Il dialogo delle religioni è oggi una necessità vitale e ciò non solo per evitare contrasti di ogni tipo tra uomini e culture, ma perché senza una vita dialogica non si può realizzare una piena umanità. Questo implica una nuova antropologia che "dovrebbe mostrare che l'uomo è (e non solo ha) corpo (soma), anima (psiche), comunità (polis) e mondo (aion), cui dovremmo aggiungere spirito (pneuma)". (p. 23) L’essenza del dialogo consiste nell'apertura a tutti, nessuno escluso, in quanto l'incontro tra le religioni non può restringersi a pochi "addetti ai lavori" e si configura come "il luogo dove gli uomini - insieme alla terra in basso e al cielo in alto - si raccolgono per indagare in sincerità le cose che più li riguardano, i loro interessi fondamentali (e fondamentalmente comuni).
Tutti sono invitati, per diritto e ciascuno con le sue convinzioni, al banchetto della Vita". (p. 30).
Il dialogo si snoda a partire da una domanda interiore. Se non si è pronti a rinunciare alle proprie sicurezze, se non ci si rende consapevoli della propria contingenza o ignoranza (o schiavitù dei propri desideri) allo scopo di "confidare con tutto il cuore e la mente in una verità che non è (...) proprietà privata, allora [non si è pronti] per un dialogo maturo". (p. 34)
Il dialogo è costitutivamente dialogo linguistico nel senso che esso non include due monologhi ma consiste nel confidare, senza ambiguità e condiscendenza, le proprie idee, intuizioni, esperienze all'altro e ciò allo scopo che io sia disponibile a "essere compreso dall'altro, e anche preparato a possibili incomprensioni. E lo stesso vale per l'altra parte. Un dialogo è possibile quando si può stabilire un campo comune nel quale la discussione è significativa". (p. 41)
A livello politico, il dialogo religioso si qualifica come non neutrale in quanto non è una questione privata perché la religione tocca la totalità dell'uomo, dunque anche la comunità. Impedire il dialogo interreligioso su problemi politici significherebbe ritenere la politica o irrilevante o maggiore di qualsiasi religione.

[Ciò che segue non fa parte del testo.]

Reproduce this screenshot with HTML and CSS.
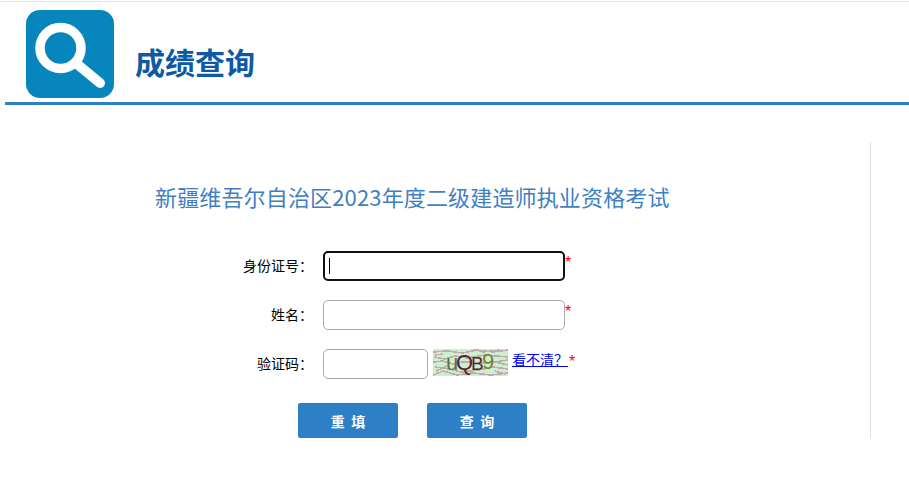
FILE: index.html
```html
<!DOCTYPE html>
<html lang="zh-CN">
<head>
  <meta charset="UTF-8" />
  <meta name="viewport" content="width=device-width, initial-scale=1" />
  <title>成绩查询</title>
  <link rel="stylesheet" href="styles.css">
</head>
<body>

  <div class="header">
    <svg class="logo" width="88" height="88" viewBox="0 0 88 88">
      <rect width="88" height="88" rx="14" fill="#0785bd" />
      <circle cx="34.5" cy="38" r="20.5" fill="none" stroke="#fff" stroke-width="9.5" />
      <path d="M51 54 L74 73" fill="none" stroke="#fff" stroke-width="10" stroke-linecap="round" />
    </svg>
    <h1>成绩查询</h1>
  </div>

  <div class="panel">
    <h2>新疆维吾尔自治区2023年度二级建造师执业资格考试</h2>

    <form class="query-form">
      <div class="row">
        <label for="idcard">身份证号：</label>
        <div class="input-wrap caret">
          <input class="text-input" id="idcard" type="text" autofocus>
        </div>
        <span class="req">*</span>
      </div>
      <div class="row">
        <label for="name">姓名：</label>
        <input class="text-input" id="name" type="text">
        <span class="req">*</span>
      </div>
      <div class="row">
        <label for="code">验证码：</label>
        <input class="text-input code-input" id="code" type="text">
        <svg class="captcha" width="75" height="27" viewBox="0 0 75 27" shape-rendering="crispEdges">
          <rect width="75" height="27" fill="#cdeed2" />
          <g fill="none" stroke="#bcaea6" stroke-width="1.6">
            <path d="M0 3 L14 2 L30 4 L44 1 L60 3 L75 1" />
            <path d="M1 8 L12 10 L22 7 L34 9 L52 6 L75 8" />
            <path d="M0 13 L10 12 L20 15 L30 13 L55 14 L75 11" />
            <path d="M2 18 L16 20 L28 23 L46 21 L60 18 L75 20" />
            <path d="M0 26 L10 22 L24 26 L40 24 L58 26 L75 24" />
            <path d="M40 0 L50 3 L66 1 M58 12 L75 16 M3 22 L14 17 M62 22 L72 25 M2 6 L10 5" />
          </g>
          <text class="captcha-text" y="21">
            <tspan x="13" fill="#5c7048">u</tspan><tspan x="23" fill="#55222f">Q</tspan><tspan class="captcha-b" x="38" fill="#4f2a30">B</tspan><tspan x="49" y="20" fill="#7a8030">9</tspan>
          </text>
        </svg>
        <a class="refresh" href="#">看不清？</a>
        <span class="req req-code">*</span>
      </div>
      <div class="buttons">
        <button class="btn" type="reset">重&nbsp;&nbsp;填</button>
        <button class="btn" type="button">查&nbsp;&nbsp;询</button>
      </div>
    </form>
  </div>

</body>
</html>
```

FILE: styles.css
```css
html {
  padding-top: 1px;
}

body {
  margin: 0;
  background: #fff;
  color: #000;
  font-family: "Liberation Sans", "Noto Sans CJK SC", sans-serif;
  font-size: 14px;
  border-top: 1px solid #e7e7e7;
}

/* Header */
.header {
  display: flex;
  align-items: flex-start;
  margin-left: 5px;
  padding: 8px 0 4px 21px;
  border-bottom: 3px solid #2e80c6;
}

.logo {
  display: block;
}

h1 {
  margin: 32px 0 0 21px;
  font-family: "Noto Sans CJK SC", sans-serif;
  font-size: 30px;
  line-height: 38px;
  font-weight: bold;
  color: #0c5aa6;
}

/* Panel with the form */
.panel {
  width: 870px;
  height: 296px;
  margin-top: 37px;
  border-right: 1px solid #ddd;
}

h2 {
  margin: 0;
  padding: 24px 0 0 155px;
  font-family: "Noto Sans CJK SC", sans-serif;
  font-size: 22px;
  line-height: 60px;
  font-weight: normal;
  letter-spacing: 0.15px;
  color: #3f7fc4;
}

.query-form {
  margin-top: 25px;
}

.row {
  display: flex;
  align-items: flex-start;
  height: 30px;
  margin-bottom: 19px;
}

.row label {
  display: block;
  width: 313px;
  height: 30px;
  margin-right: 10px;
  line-height: 30px;
  text-align: right;
}

.input-wrap {
  position: relative;
}

/* caret of the focused field */
.caret::after {
  content: "";
  position: absolute;
  left: 6px;
  top: 7px;
  width: 1px;
  height: 16px;
  background: #000;
}

.text-input {
  display: block;
  box-sizing: border-box;
  width: 242px;
  height: 30px;
  padding: 0 5px;
  border: 1px solid #a9a9a9;
  border-radius: 5px;
  background: #fff;
  outline: none;
  font-size: 14px;
  caret-color: transparent;
}

.text-input:focus {
  border: 2px solid #101010;
  padding: 0 4px;
}

.code-input {
  width: 105px;
}

.req {
  color: #f00;
  font-size: 16px;
  line-height: 24px;
}

.captcha {
  display: block;
  margin-left: 5px;
}

.captcha-text {
  font-family: "Liberation Sans", sans-serif;
  font-size: 22px;
}

.captcha-b {
  font-size: 19px;
}

.refresh {
  margin-left: 4px;
  color: #00f;
  line-height: 22px;
}

.req-code {
  margin-left: 1px;
  line-height: 25px;
}

.buttons {
  display: flex;
  gap: 29px;
  margin: 24px 0 0 298px;
}

.btn {
  width: 100px;
  height: 35px;
  padding: 0;
  border: none;
  border-radius: 2px;
  background: #2e80c6;
  color: #fff;
  font-family: "Noto Sans CJK SC", sans-serif;
  font-size: 14px;
  font-weight: bold;
  cursor: pointer;
}
```
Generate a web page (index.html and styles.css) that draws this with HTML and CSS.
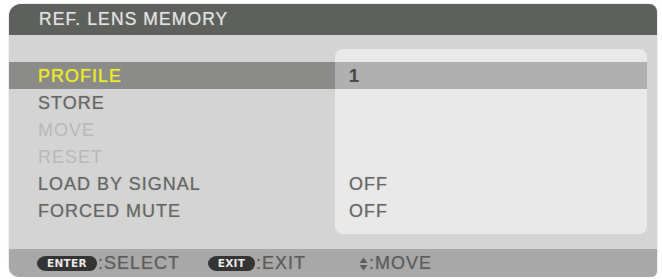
FILE: index.html
```html
<!DOCTYPE html>
<html>
<head>
<meta charset="utf-8">
<link rel="stylesheet" href="styles.css">
</head>
<body>
<div class="osd">
  <div class="title">REF. LENS MEMORY</div>
  <div class="content">
    <div class="labels">
      <div class="row label sel">PROFILE</div>
      <div class="row label">STORE</div>
      <div class="row label off">MOVE</div>
      <div class="row label off">RESET</div>
      <div class="row label">LOAD BY SIGNAL</div>
      <div class="row label">FORCED MUTE</div>
    </div>
    <div class="values">
      <div class="row value sel">1</div>
      <div class="row value"></div>
      <div class="row value"></div>
      <div class="row value"></div>
      <div class="row value">OFF</div>
      <div class="row value">OFF</div>
    </div>
  </div>
  <div class="footer">
    <span class="key key-enter">ENTER</span><span class="hint">:SELECT</span>
    <span class="key key-exit">EXIT</span><span class="hint">:EXIT</span>
    <span class="move-icon"><svg width="9" height="14" viewBox="0 0 9 14"><path d="M0.5 6 L4.5 0.5 L8.5 6 Z M0.5 8 L4.5 13.5 L8.5 8 Z" fill="#5c5c5c"/></svg></span><span class="hint">:MOVE</span>
  </div>
</div>
</body>
</html>
```
FILE: styles.css
```css
html, body {
  margin: 0;
  padding: 0;
  background: #ffffff;
}
body {
  padding: 4px 0 0 9px;
  font-family: "Liberation Sans", Arial, sans-serif;
}
.osd {
  width: 648px;
  height: 273px;
  border-radius: 12px 8px 6px 10px;
  overflow: hidden;
  background: #d3d4d3;
  display: flex;
  flex-direction: column;
  box-shadow: 0 0 2px rgba(0,0,0,0.25);
}
.title {
  height: 31px;
  flex: none;
  background: #5e605d;
  color: #e2e2e0;
  font-size: 17.5px;
  letter-spacing: 1.1px;
  line-height: 31px;
  padding-left: 30px;
  text-shadow: 0 0 1px rgba(230,230,230,0.6);
}
.content {
  height: 214px;
  flex: none;
  display: flex;
  padding: 14px 10px 0 0;
  box-sizing: border-box;
}
.labels {
  width: 326px;
  padding-top: 13px;
}
.values {
  width: 312px;
  height: 185px;
  background: #e9e9e9;
  border-radius: 8px;
  padding-top: 13px;
  box-sizing: border-box;
}
.row {
  height: 27px;
  line-height: 28px;
  font-size: 18px;
  letter-spacing: 1px;
  color: #666766;
  text-shadow: 0 0 1px rgba(100,100,100,0.5);
  white-space: nowrap;
}
.label {
  padding-left: 29px;
}
.label.sel {
  background: #8b8b8a;
  color: #ecec2a;
  text-shadow: 0 0 1px rgba(236,236,42,0.8);
}
.label.off {
  color: #b9b9b9;
  text-shadow: none;
}
.value {
  padding-left: 14px;
}
.value.sel {
  background: #b1b0b1;
  color: #4a4a4a;
  font-weight: bold;
}
.footer {
  flex: 1;
  background: #a8a8a8;
  display: flex;
  align-items: center;
  padding-left: 28px;
  padding-top: 1px;
}
.hint {
  font-size: 18px;
  letter-spacing: 1px;
  color: #5c5c5c;
  text-shadow: 0 0 1px rgba(90,90,90,0.5);
}
.key {
  height: 15px;
  background: #343434;
  color: #e8e8e8;
  font-family: "DejaVu Sans", sans-serif;
  font-weight: bold;
  font-size: 10.5px;
  line-height: 15px;
  border-radius: 9px 7px 7px 9px / 7.5px;
  display: inline-flex;
  justify-content: center;
  letter-spacing: 0.3px;
}
.key-enter {
  width: 60px;
  margin-right: 1px;
}
.key-exit {
  width: 47px;
  margin-left: 28px;
  margin-right: 1px;
}
.move-icon {
  margin-left: 53px;
  display: inline-flex;
  align-items: center;
  margin-right: 1px;
}
```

Osserva Panikkar: "Ogni religione vive in virtù del proprio mythos, il crogiolo di magma dal quale il logos fuoriesce per coagularsi in strutture concettuali e in dottrine. (...) I dialoganti devono partecipare dello stesso mito, collocandosi almeno in parte dentro lo stesso orizzonte di intelligibilità". (p. 56) Attualmente nello scenario mondiale esistono miti interculturali quali la democrazia, la pace, la secolarità, l'humanum. Sono tutti valori che comportano dei significati interreligiosi.
Solo partecipando di tali miti-valori, gli uomini potranno realmente comunicare gli uni con gli altri.
Di conseguenza, il dialogo delle religioni è in se stesso un atto religioso in quanto "la ricerca della verità non riguarda l'inseguire un oggetto, riguarda il lasciarsi possedere dalla verità e, fin dove è possibile, condividere il destino di tutti gli altri.(...) Oggi per molti conseguire la pace fra le religioni e promuovere la fiducia reciproca equivale ad una genuina attività religiosa, indipendentemente dal fatto che uno appartenga a una particolare tradizione". (p. 63).
Infine, il dialogo è qualcosa di integrale e continuo perché ogni dialogo è unico e impegna l'uomo intero in una ricerca continua. Osserva Panikkar: "Il dialogo dialogico è un processo che non finisce mai, appartiene alla vita stessa dell'uomo". (p. 73)
In definitiva, attraverso il dialogo, qualcosa accade nel cuore di ciascun dialogante e... nel nucleo più interno del mondo. Il dialogo libera un Logos, un Karman, una Provvidenza speciale, giungendo al cuore mistico della realtà.